The ethics office appears to be focusing on fundraising between Dec. 2, 2009, and Dec. 11, the day the House passed its version of the legislation. The bill, a version of which passed the Senate last month, now is before a House-Senate conference committee.

A letter to several lobbying firms seeks information on Watt, a Democrat who represents Cabarrus, Davidson, Forsyth, Guilford, Mecklenburg and Rowan counties. It also seeks information on Democratic Reps. Joseph Crowley of New York and Earl Pomeroy of North Dakota and Republican Reps. John Campbell of California, Jeb Hensarling of Texas, Chris Lee of New York, Frank Lucas of Oklahoma and Tom Price of Georgia.

All except Crowley and Pomeroy are on the Financial Services panel are members of the House Financial Services Committee that initially worked on the legislation. Three of them are now on the conference committee.

Watt said he had been informed that ethics investigators were looking at several contributions to his campaign committee. He stressed the review was only preliminary and expressed confidence it would find no wrongdoing on his part.

"It’s unfortunate that this has been leaked to the press and that could leave the impression that there has been some impropriety," Watt said. "Despite that, I think it’s better for me not to comment about the investigation until it is completed except to assure my constituents and the public that I am fully confident that the investigation will conclude that there has been no violation of either the letter or the spirit of any laws or ethical standards.”

Hensarling spokesman George Rasley said the Office of Congressional Ethics informed Hensarling that a source had claimed the congressman's opposition to the regulatory legislation might have been influenced by political donations before the vote. Rasley said the ethics office did not identify the source. The ethics office gave similar information to other lawmakers, congressional officials said. The officials spoke on condition of anonymity because of the sensitivity of the matter.

"Congressman Hensarling categorically denies any implication of influence and looks forward to clearing up this false charge," Rasley said. Other lawmakers also denied wrongdoing.

The ethics office declined to comment Tuesday.

The letter to lobbyists sought information on individuals who attended fundraising events and made campaign contributions, along with any related written documents.
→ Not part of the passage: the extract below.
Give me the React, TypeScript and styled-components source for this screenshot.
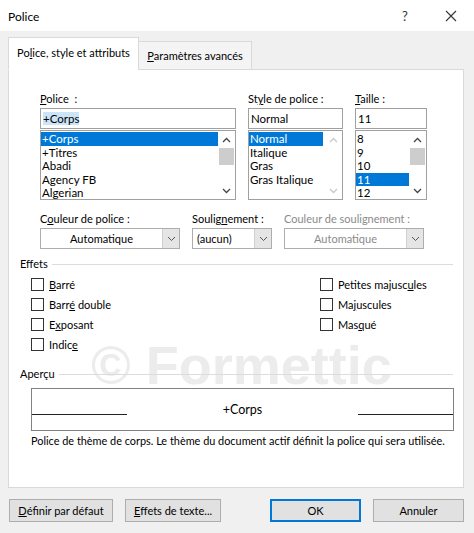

The information request, first reported in The Hill newspaper, requested information covering fundraising dating back to January 2009. But the offices of lawmakers told the AP of the December time frame.
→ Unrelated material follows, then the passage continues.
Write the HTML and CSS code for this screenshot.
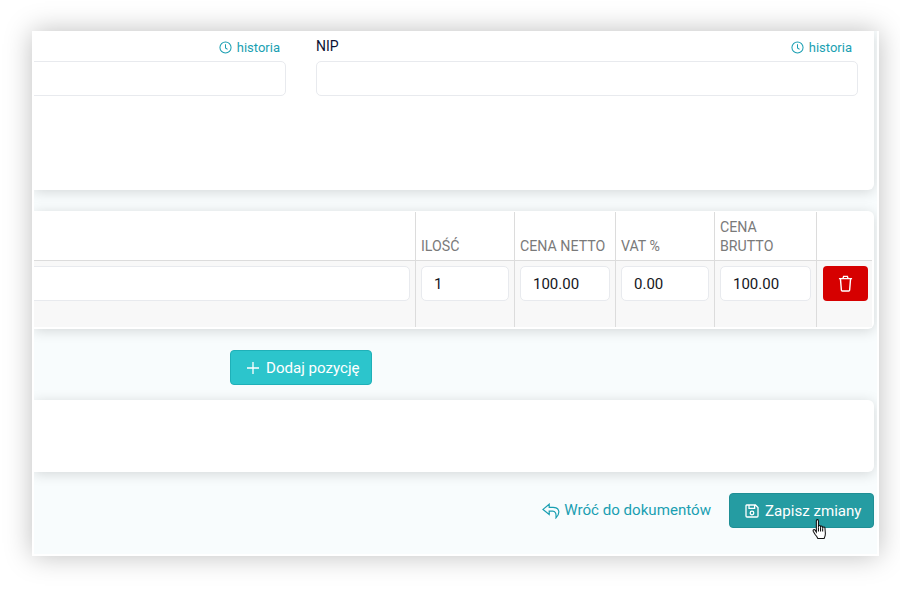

The preliminary review determines whether a full investigation will be initiated. However, the Office of Congressional Ethics, run by a board of non-lawmakers, can only recommend actions to the House ethics committee. The ethics committee is composed of House members and decides whether lawmakers violated standards of conduct.

The ethics committee has said in previous cases that the acceptance of contributions from special interests - who want a particular outcome on legislation - does not in itself constitute a rules violation. The violation would occur only if there was evidence that a lawmaker traded a vote in return for a contribution or favor.

The House version of the financial regulation bill passed with no Republican support. Republicans long had objected to the legislation, with none considered fence sitters in the days leading to the final vote. Democrats Watt, Crowley and Pomeroy all voted for the legislation.

"My voting record and opposition to Washington bailouts has been consistent since day one under both the current and previous administrations," Price said in a statement, adding that the ethics office review "is without any merit whatsoever."

Pomeroy spokesman Brenden Timpe said: "The facts here show that Earl actually stood up to the big banks and Wall Street interests and voted for reform legislation that they opposed."

Lucas, Hensarling and Watt are members of the House-Senate panel that is blending the House and Senate versions into one bill.

"This is an informational request and we have complied in full," Lucas spokeswoman Leslie Shedd said.

A spokeswoman for Crowley said the New York Democrat "has always complied with the letter and spirit of all rules regarding fundraising and standards of conduct."

An Associated Press review of Federal Election Commission records for December shows that each of the eight lawmakers received donations from political action committees for financial institutions or their lobbying trade groups. At the same time, however, those institutions also donated to other members of Congress who were not listed in the ethics office letter to lobbyists.

Bank of America's political action committee, for instance, contributed $1,000 each to Price, Watt and Lee on Dec. 1, according to FEC records. But the bank's PAC also contributed a total of $34,500 to other members of Congress, several of them members of the House Financial Services Committee.

Goldman Sachs' PAC also gave generously - $100,500 in December. Of that Watt received $2,500 and Lee received $2,000.

A separate review by the Center for Responsive Politics shows that several institutions with an interest in the outcome of the financial regulation bill contributed to the eight lawmakers in December. But no institution shows up giving to all eight.

In addition to Goldman and Bank of America, donors to two or more of the eight lawmakers in the days leading up to the vote included political action committees for the Independent Community Bankers, Morgan Stanley, MasterCard, Massachusetts Mutual Life Insurance and the Property Casualty Insurers Association.